Research evolves quickly and does not always follow a grand plan. For Aadra Bhatt, this flexibility led to finding her career passion.
An assistant professor in the Department of Medicine’s Division of Gastroenterology and Hepatology, Bhatt came to Chapel Hill in 2007 as a graduate student in microbiology and immunology. She never left.
“I just love it here,” Bhatt said. “I’ve felt so supported in my career at all stages, and when my current position was offered, I jumped on it because I can’t think of better colleagues or a better place to be.”
Although her training was in microbiology, Bhatt’s post-doctoral research involved chemical biology in the UNC Department of Chemistry. She became intrigued by gut bacteria, which are crucial triggers for inflammatory bowel disease (IBD) like Crohn’s disease and ulcerative colitis.
“My investigation led me to think about the gut microbiome in a new way,” Bhatt said. “I wanted to see if we can manipulate the microbiome without antibiotics in order to help drugs work better for us by reducing side effects and increasing tolerability.”
Donors to Bhatt’s work are impressed with her resourcefulness and collaborative spirit.

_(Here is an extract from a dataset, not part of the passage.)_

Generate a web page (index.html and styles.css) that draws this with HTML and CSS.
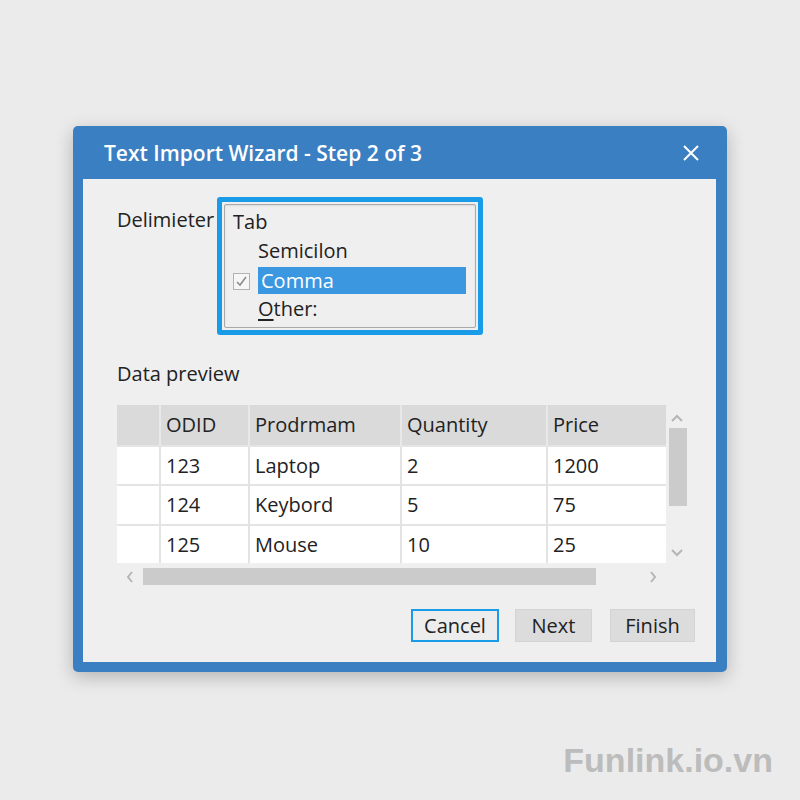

“When a family member was diagnosed with Crohn’s disease, we wanted to figure out what we could do to help,” one donor said. “We really wanted to help someone take the next step in their research in this area, and Aadra seemed so close to it. She’s enthusiastic, positive and works with the researchers in her area to share ideas – to me, collaboration in science is so much more productive than competition, and she embodies that.”